Esses rituais desempenham um papel contracolonial ao resistir à dominação cultural e reafirmar a identidade indígena. Nos contextos amazônicos, por exemplo, o uso da Ayahuasca em rituais é um ato de resistência cultural e religiosa, conectando os participantes às suas raízes ancestrais e ao ambiente natural.
Eduardo Viveiros de Castro, em "A Inconstância da Alma Selvagem e Outros Ensaios", discute como essas práticas preservam e revitalizam uma cosmologia indígena que desafia a modernidade ocidental, afirmando que "os rituais de cura não apenas restauram a saúde física, mas também revitalizam a cosmologia indígena" (Viveiros de Castro, 2002, p. 104).
Lux Vidal, em "Rituais de Máscaras na Amazônia: A Expressão Visual dos Povos Indígenas", enfatiza que os rituais de cura são simultaneamente atos artísticos e espirituais. As máscaras e outras práticas artísticas reconfiguram a realidade social e servem como meios de transformação e resistência. Vidal destaca que "os rituais de cura com máscaras e outras práticas artísticas são processos de recriação do mundo" (Vidal, 2008, p. 72).
A onça
A onça, com seu status simbólico na fauna brasileira, representa um arquétipo de poder e transformação tanto na cosmologia indígena quanto no inconsciente coletivo. Eduardo Viveiros de Castro explora como a onça é vista como um ser liminar, capaz de transitar entre mundos e dimensões, e seu poder é comparado ao dos xamãs (Viveiros de Castro, 1992, p. 87). Philippe Descola também a descreve como um ancestral totemico e um ser espiritual influente (Descola, 2006, p. 113).

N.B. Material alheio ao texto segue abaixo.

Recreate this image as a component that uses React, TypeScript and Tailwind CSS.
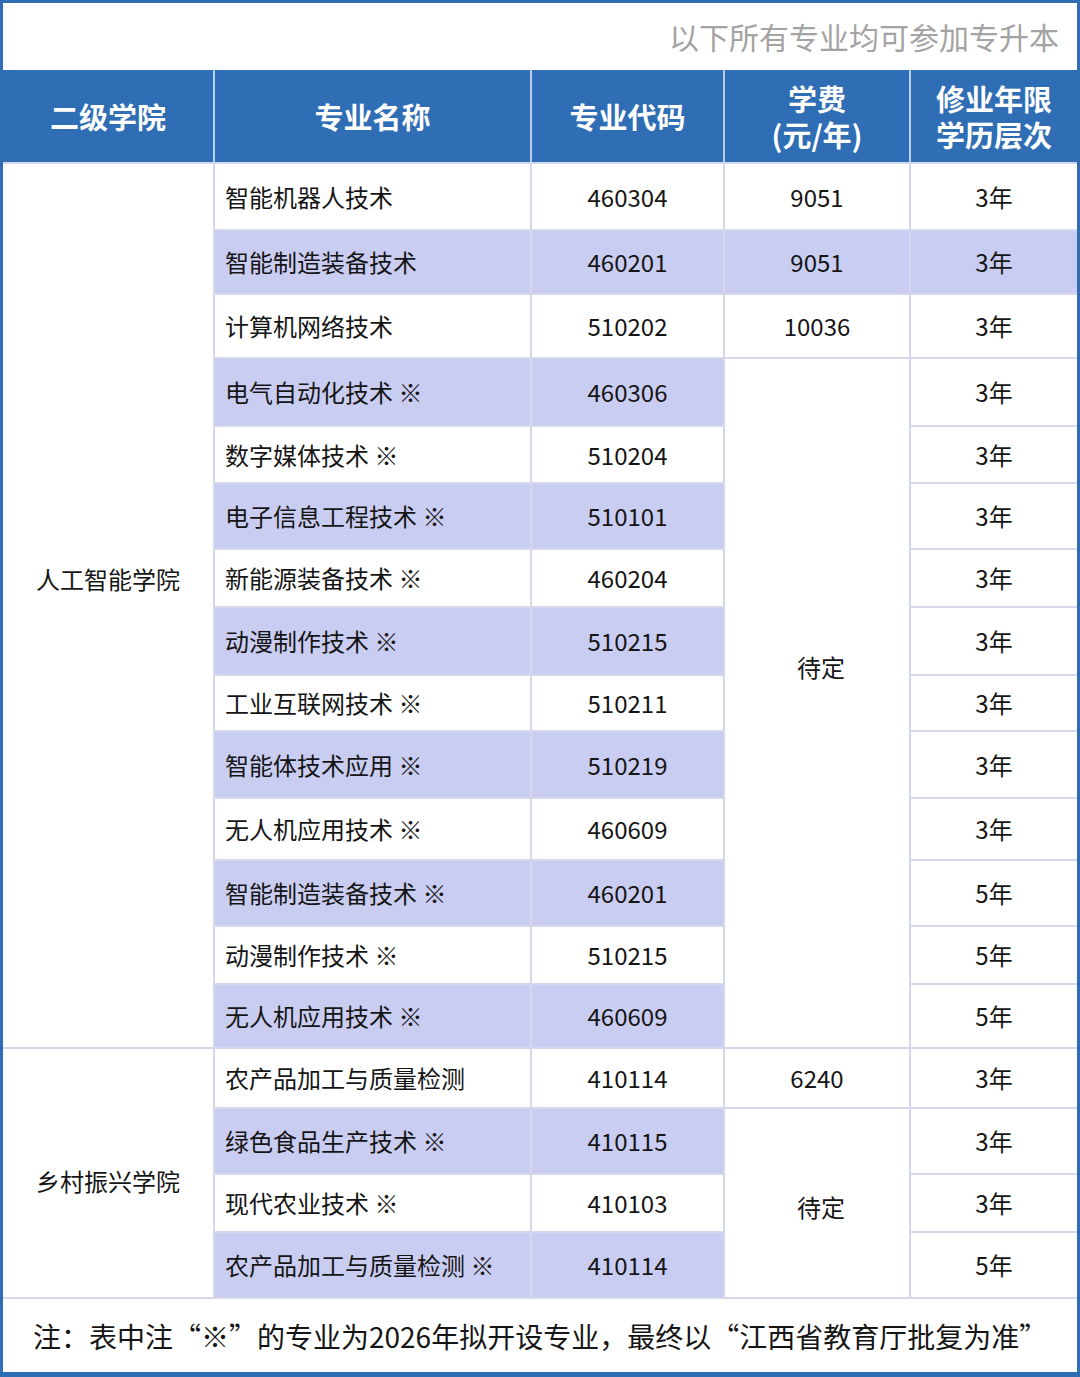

No contexto do feminino selvagem, Clarissa Pinkola Estés em "Mulheres que Correm com os Lobos" relaciona a onça ao arquétipo do feminino indomável, uma força primordial que representa intuição profunda e conexão com o instinto natural.

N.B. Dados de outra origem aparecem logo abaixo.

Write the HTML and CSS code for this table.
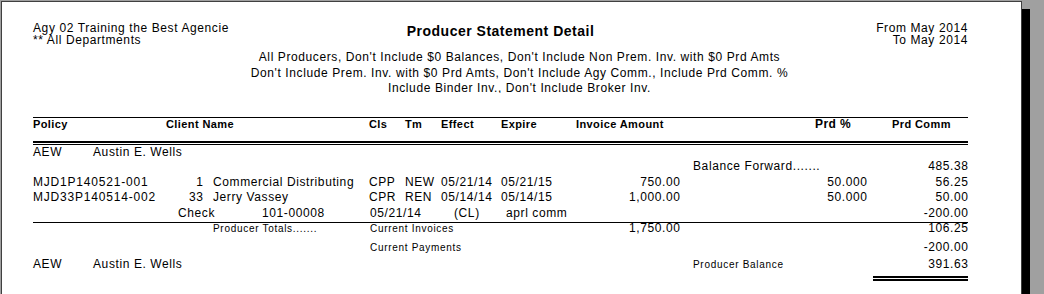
FILE: index.html
```html
<!DOCTYPE html>
<html lang="en">
<head>
<meta charset="utf-8">
<title>Producer Statement Detail</title>
<link rel="stylesheet" href="styles.css">
</head>
<body>
<div class="paper">
  <div class="report">
    <header class="rpt-head">
      <div class="head-left">
        <div>Agy 02 Training the Best Agencie</div>
        <div>** All Departments</div>
      </div>
      <div class="head-title">Producer Statement Detail</div>
      <div class="head-right">
        <div>From May 2014</div>
        <div>To May 2014</div>
      </div>
    </header>
    <div class="criteria">
      <div>All Producers, Don't Include $0 Balances, Don't Include Non Prem. Inv. with $0 Prd Amts</div>
      <div>Don't Include Prem. Inv. with $0 Prd Amts, Don't Include Agy Comm., Include Prd Comm. %</div>
      <div>Include Binder Inv., Don't Include Broker Inv.</div>
    </div>

    <div class="rule-top"></div>
    <div class="row cols-head">
      <span>Policy</span>
      <span>Client Name</span>
      <span>Cls</span>
      <span>Tm</span>
      <span>Effect</span>
      <span>Expire</span>
      <span>Invoice Amount</span>
      <span class="big">Prd %</span>
      <span>Prd Comm</span>
    </div>
    <div class="rule-double"></div>

    <div class="row cols-name first">
      <span>AEW</span>
      <span>Austin E. Wells</span>
    </div>
    <div class="row cols-bf">
      <span></span>
      <span>Balance Forward.......</span>
      <span class="num">485.38</span>
    </div>
    <div class="row cols-tx">
      <span class="pol">MJD1P140521-001</span>
      <span class="num">1</span>
      <span class="client">Commercial Distributing</span>
      <span>CPP</span>
      <span>NEW</span>
      <span>05/21/14</span>
      <span>05/21/15</span>
      <span class="num">750.00</span>
      <span class="num">50.000</span>
      <span class="num">56.25</span>
    </div>
    <div class="row cols-tx">
      <span class="pol">MJD33P140514-002</span>
      <span class="num">33</span>
      <span class="client">Jerry Vassey</span>
      <span>CPR</span>
      <span>REN</span>
      <span>05/14/14</span>
      <span>05/14/15</span>
      <span class="num">1,000.00</span>
      <span class="num">50.000</span>
      <span class="num">50.00</span>
    </div>
    <div class="row cols-chk">
      <span></span>
      <span>Check</span>
      <span>101-00008</span>
      <span>05/21/14</span>
      <span>(CL)</span>
      <span>aprl comm</span>
      <span class="num">-200.00</span>
    </div>
    <div class="rule-single"></div>

    <div class="row cols-tot">
      <span></span>
      <span class="small">Producer Totals.......</span>
      <span class="small">Current Invoices</span>
      <span class="num">1,750.00</span>
      <span class="num">106.25</span>
    </div>
    <div class="row cols-pay">
      <span></span>
      <span class="small">Current Payments</span>
      <span class="num">-200.00</span>
    </div>
    <div class="row cols-fin">
      <span>AEW</span>
      <span>Austin E. Wells</span>
      <span class="small">Producer Balance</span>
      <span class="num">391.63</span>
    </div>
    <div class="rule-total"></div>
  </div>
</div>
</body>
</html>
```

FILE: styles.css
```css
html, body {
  margin: 0;
  padding: 0;
  overflow: hidden;
  height: 100%;
}

body {
  background: #a0a0a0;
  padding: 1px 0 0 1px;
  box-sizing: border-box;
  font-family: "Liberation Sans", Arial, sans-serif;
  font-size: 12px;
  letter-spacing: 0.6px;
  color: #000;
}

.paper {
  width: 1021px;
  height: 420px;
  box-sizing: border-box;
  background: #fff;
  border: 1px solid #404040;
  box-shadow: 8px 8px 0 #000;
}

.report {
  width: 935px;
  padding: 20px 0 0 31px;
}

.rpt-head {
  display: grid;
  grid-template-columns: 1fr auto 1fr;
  line-height: 12px;
}

.head-title {
  font-size: 14px;
  font-weight: bold;
  letter-spacing: 0.5px;
  line-height: 14px;
  margin-top: 1.5px;
}

.head-right {
  text-align: right;
}

.criteria {
  margin-top: 4px;
  padding-left: 38px;
  height: 43px;
  overflow: hidden;
  text-align: center;
  line-height: 15.5px;
  white-space: nowrap;
}

.rule-top {
  margin-top: 24px;
  border-top: 1px solid #000;
}

.rule-double {
  margin-top: 10px;
  height: 1px;
  border-top: 2px solid #000;
  border-bottom: 1px solid #000;
}

.rule-single {
  margin-top: 1px;
  border-top: 1px solid #000;
}

.rule-total {
  margin: 3.5px 0 0 840px;
  width: 95px;
  height: 1px;
  border-top: 2px solid #000;
  border-bottom: 2px solid #000;
}

.row {
  display: grid;
  align-items: baseline;
  line-height: 15.5px;
  white-space: nowrap;
}

.num {
  text-align: right;
  margin-right: -0.6px;
}

.small {
  font-size: 10px;
  letter-spacing: 0.7px;
}

.cols-head {
  grid-template-columns: 133px 203px 36px 36px 60px 75px 239px 77px 76px;
  font-size: 11px;
  font-weight: bold;
  letter-spacing: 0.4px;
  line-height: 13px;
}

.cols-head .big {
  font-size: 12px;
}

.cols-name {
  grid-template-columns: 60px 1fr;
}

.cols-name.first {
  line-height: 14px;
}

.cols-bf {
  grid-template-columns: 660px 174px 101px;
}

.cols-tx {
  grid-template-columns: 127px 43px 166px 36px 36px 60px 79px 100px 187px 101px;
}

.cols-tx .pol {
  letter-spacing: 0.8px;
}

.cols-tx .client {
  padding-left: 10px;
}

.cols-chk {
  grid-template-columns: 145px 84px 108px 84px 52px 361px 101px;
}

.cols-tot {
  grid-template-columns: 180px 157px 210px 100px 288px;
  line-height: 10px;
}

.cols-pay {
  grid-template-columns: 337px 497px 101px;
  margin-top: 6px;
}

.cols-fin {
  grid-template-columns: 60px 600px 174px 101px;
  margin-top: 1.5px;
}
```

Assim, a onça, tanto nas culturas indígenas quanto no inconsciente coletivo, simboliza um poder de cura e transformação, especialmente para as mulheres. Ela encarna coragem, proteção e uma reconexão com a natureza selvagem e instintiva, oferecendo um guia poderoso para a autoafirmação e a força interior.


mulher
onça
No ritual de cura com a máscara de onça, visualizamos a integração dessas forças transformadoras.
A máscara, símbolo de poder e ancestralidade, permite à participante se reconectar com a força e resistência das mulheres que a precederam. Este ritual não só resgata e transforma as feridas coloniais, individuais e coletivas, como também reintegra o erotismo como uma fonte de poder e conhecimento.

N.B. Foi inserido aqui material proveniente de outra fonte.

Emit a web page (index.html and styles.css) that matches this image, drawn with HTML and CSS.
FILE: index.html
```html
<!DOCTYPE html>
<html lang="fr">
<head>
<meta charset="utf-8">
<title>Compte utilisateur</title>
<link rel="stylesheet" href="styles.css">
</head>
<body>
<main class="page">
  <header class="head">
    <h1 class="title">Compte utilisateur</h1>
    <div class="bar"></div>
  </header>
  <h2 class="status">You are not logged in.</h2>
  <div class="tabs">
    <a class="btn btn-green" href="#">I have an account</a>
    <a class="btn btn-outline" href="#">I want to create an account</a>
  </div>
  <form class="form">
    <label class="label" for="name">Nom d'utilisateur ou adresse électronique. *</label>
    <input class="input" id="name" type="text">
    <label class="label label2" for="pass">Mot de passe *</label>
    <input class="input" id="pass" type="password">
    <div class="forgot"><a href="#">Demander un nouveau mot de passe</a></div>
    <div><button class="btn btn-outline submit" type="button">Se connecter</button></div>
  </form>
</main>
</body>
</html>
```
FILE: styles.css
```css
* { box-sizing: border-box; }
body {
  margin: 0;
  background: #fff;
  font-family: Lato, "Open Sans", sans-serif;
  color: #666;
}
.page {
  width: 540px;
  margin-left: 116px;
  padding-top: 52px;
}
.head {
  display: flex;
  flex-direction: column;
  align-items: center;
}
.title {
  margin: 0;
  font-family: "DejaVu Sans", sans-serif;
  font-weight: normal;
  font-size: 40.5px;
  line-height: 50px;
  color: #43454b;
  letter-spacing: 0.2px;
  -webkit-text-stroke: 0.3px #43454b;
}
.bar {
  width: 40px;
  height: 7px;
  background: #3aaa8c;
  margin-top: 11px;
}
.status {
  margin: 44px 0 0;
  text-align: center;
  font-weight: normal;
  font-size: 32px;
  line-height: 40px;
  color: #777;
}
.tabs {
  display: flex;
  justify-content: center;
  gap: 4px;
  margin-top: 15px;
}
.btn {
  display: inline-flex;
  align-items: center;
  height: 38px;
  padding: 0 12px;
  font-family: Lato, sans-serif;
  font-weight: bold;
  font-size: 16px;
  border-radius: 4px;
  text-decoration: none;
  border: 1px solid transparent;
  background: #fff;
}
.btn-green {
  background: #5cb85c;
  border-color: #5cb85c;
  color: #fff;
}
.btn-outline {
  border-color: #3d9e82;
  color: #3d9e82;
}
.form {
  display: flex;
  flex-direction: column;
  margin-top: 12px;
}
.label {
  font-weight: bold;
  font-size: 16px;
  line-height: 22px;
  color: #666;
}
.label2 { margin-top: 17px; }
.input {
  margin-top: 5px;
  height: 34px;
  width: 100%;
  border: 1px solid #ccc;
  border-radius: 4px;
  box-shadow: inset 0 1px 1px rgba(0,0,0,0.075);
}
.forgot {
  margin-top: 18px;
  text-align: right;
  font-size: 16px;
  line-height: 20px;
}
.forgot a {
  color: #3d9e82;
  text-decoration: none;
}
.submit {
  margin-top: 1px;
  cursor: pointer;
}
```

Ao usar a máscara de onça, uma mulher evoca o espírito selvagem, dançando com seus traumas e expressando feridas invisíveis para transformá-las em potência criativa.
Assim, ao entrelaçar as perspectivas de Geni Nuñez, Audre Lorde e Suely Rolnik com o arquétipo de Coatlicue e o ritual da máscara de onça, surgem novas formas de subjetividade feminina. Esse corpo emergente é marcado pela liberdade, pela conexão com a ancestralidade e pela capacidade de transformar a dor colonial em criação e empoderamento.
O ritual com a máscara de onça simboliza essa integração de forças, criando um espaço onde o feminino selvagem floresce, cura e transforma, revelando um caminho para a emancipação e a reimaginação da identidade feminina.